Dataset section —
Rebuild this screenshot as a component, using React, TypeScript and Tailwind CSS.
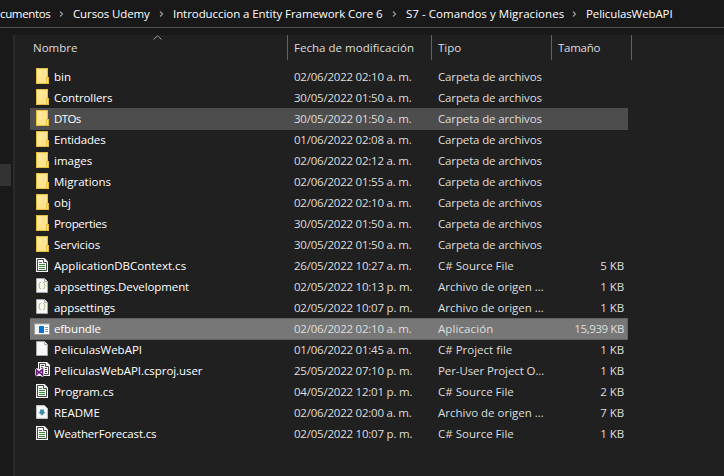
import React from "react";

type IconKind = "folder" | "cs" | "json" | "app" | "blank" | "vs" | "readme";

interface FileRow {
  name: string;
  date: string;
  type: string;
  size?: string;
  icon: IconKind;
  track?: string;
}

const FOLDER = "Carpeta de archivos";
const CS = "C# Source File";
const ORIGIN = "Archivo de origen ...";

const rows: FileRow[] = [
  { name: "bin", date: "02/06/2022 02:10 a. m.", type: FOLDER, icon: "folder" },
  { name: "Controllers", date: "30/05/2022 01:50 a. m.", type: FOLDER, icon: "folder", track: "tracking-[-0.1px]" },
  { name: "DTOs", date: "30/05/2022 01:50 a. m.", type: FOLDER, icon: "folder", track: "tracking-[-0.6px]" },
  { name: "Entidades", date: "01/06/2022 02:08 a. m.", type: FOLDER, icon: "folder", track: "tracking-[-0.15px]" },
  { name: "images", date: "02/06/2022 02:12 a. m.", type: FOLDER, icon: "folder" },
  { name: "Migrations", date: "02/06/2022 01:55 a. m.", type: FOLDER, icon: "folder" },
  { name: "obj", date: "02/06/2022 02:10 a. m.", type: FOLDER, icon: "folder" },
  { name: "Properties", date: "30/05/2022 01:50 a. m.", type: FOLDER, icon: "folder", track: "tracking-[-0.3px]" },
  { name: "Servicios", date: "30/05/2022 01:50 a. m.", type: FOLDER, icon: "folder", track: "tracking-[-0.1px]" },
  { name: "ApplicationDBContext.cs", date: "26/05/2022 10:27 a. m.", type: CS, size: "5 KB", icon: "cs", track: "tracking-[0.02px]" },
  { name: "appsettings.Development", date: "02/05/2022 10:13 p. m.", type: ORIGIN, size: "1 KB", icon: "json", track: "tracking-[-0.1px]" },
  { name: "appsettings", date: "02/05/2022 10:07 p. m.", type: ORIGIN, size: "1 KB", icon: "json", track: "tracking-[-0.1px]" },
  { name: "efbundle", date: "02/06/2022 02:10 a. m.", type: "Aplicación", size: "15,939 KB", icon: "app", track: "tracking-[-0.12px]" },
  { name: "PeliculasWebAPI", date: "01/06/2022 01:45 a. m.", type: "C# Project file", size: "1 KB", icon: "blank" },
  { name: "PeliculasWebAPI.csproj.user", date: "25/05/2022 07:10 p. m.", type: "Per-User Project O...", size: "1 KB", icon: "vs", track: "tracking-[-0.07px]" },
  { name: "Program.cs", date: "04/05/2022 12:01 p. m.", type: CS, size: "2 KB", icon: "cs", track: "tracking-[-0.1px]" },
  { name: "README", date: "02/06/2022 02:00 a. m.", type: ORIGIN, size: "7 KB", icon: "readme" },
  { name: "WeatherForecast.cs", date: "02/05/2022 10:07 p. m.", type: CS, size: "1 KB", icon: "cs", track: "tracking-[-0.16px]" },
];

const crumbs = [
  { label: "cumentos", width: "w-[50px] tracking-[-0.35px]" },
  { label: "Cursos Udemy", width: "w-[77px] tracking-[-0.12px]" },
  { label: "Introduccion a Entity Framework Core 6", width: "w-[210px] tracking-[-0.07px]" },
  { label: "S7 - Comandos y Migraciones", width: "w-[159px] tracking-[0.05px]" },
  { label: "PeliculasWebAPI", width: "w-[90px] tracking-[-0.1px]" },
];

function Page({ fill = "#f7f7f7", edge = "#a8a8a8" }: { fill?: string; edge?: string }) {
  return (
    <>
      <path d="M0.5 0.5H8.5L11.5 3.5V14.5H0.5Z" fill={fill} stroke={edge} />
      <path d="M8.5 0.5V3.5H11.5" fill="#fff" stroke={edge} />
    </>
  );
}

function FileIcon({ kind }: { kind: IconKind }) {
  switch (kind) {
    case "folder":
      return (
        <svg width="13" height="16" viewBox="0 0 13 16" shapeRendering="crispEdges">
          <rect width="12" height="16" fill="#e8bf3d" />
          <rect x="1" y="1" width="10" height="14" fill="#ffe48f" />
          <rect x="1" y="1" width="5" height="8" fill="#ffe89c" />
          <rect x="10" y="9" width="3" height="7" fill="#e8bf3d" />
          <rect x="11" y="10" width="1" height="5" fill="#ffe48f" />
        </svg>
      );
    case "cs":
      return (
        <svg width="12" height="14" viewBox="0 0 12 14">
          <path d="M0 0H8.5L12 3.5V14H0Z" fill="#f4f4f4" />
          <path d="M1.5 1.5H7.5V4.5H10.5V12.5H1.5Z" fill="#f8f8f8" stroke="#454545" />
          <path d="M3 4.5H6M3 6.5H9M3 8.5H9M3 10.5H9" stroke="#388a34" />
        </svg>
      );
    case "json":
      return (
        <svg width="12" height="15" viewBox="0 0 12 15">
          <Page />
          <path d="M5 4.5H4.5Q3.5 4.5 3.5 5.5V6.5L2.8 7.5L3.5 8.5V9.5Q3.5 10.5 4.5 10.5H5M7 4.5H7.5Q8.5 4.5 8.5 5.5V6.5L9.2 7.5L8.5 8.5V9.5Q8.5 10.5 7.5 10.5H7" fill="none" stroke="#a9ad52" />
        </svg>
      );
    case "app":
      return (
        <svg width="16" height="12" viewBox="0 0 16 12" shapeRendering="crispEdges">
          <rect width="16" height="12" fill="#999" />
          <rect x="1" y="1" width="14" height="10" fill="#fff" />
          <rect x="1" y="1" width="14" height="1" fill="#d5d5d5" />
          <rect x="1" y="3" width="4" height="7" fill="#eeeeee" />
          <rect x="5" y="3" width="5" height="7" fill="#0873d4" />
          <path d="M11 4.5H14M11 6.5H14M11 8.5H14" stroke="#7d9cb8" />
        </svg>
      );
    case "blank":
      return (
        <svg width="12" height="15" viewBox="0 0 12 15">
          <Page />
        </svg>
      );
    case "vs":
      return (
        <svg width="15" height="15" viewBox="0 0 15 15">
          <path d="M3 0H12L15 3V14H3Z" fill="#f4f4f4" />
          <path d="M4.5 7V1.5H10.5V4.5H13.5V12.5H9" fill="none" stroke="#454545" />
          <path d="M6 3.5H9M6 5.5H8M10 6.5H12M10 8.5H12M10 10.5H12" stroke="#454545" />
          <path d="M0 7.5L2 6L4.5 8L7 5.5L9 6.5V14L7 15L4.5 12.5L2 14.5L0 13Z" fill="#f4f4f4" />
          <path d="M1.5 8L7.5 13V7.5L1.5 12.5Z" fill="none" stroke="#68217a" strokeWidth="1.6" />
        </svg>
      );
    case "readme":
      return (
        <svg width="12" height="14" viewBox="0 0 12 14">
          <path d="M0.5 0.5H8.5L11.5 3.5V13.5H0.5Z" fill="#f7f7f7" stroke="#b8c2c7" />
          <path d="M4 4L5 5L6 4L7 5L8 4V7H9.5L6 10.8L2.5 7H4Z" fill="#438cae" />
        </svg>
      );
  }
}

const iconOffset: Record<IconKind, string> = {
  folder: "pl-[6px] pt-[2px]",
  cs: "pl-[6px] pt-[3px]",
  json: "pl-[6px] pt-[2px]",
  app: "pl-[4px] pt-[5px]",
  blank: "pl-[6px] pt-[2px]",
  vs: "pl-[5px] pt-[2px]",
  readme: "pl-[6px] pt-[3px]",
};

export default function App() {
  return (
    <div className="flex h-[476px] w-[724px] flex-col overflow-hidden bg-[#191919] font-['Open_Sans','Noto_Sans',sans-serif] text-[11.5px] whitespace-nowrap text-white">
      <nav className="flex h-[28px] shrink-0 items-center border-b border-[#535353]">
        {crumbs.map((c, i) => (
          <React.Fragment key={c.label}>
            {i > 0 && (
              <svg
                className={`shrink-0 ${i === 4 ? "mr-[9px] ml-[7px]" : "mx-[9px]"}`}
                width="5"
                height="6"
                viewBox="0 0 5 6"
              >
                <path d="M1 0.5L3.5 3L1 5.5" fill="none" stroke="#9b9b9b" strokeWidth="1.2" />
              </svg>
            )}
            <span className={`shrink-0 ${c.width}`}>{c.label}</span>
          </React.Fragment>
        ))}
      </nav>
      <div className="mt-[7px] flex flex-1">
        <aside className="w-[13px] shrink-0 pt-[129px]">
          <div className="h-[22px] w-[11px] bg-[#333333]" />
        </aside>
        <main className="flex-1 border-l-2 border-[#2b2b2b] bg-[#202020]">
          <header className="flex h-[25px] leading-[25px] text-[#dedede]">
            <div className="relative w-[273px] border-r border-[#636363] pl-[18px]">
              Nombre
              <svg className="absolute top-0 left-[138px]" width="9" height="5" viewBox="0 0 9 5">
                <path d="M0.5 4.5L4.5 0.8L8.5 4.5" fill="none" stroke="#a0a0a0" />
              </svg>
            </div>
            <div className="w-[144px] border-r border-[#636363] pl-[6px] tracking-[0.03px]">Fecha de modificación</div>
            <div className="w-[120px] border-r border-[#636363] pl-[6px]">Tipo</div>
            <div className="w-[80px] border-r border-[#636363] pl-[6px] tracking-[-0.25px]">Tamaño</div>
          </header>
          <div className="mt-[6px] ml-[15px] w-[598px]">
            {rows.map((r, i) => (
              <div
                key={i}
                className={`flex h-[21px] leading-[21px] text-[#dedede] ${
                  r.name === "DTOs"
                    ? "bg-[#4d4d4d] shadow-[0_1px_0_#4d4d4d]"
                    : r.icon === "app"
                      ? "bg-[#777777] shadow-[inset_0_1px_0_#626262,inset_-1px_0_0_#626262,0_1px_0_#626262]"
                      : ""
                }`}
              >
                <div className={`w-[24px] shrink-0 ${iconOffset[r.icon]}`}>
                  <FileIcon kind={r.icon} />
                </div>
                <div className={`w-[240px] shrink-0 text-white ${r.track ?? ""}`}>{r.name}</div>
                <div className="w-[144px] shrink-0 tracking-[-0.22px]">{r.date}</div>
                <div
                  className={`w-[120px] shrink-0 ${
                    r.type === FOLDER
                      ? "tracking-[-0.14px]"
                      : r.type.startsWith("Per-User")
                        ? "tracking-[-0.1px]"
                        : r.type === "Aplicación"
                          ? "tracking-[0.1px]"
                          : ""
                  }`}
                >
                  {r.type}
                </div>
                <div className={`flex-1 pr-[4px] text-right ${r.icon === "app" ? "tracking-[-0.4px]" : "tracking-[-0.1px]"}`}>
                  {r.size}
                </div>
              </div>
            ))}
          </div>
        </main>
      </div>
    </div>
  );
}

What is being asked — Search the lines above for the string "React" and copy each line that has it.

Response to the task —
Rebuild this screenshot as a component, using React, TypeScript and Tailwind CSS.
import React from "react";
          <React.Fragment key={c.label}>
          </React.Fragment>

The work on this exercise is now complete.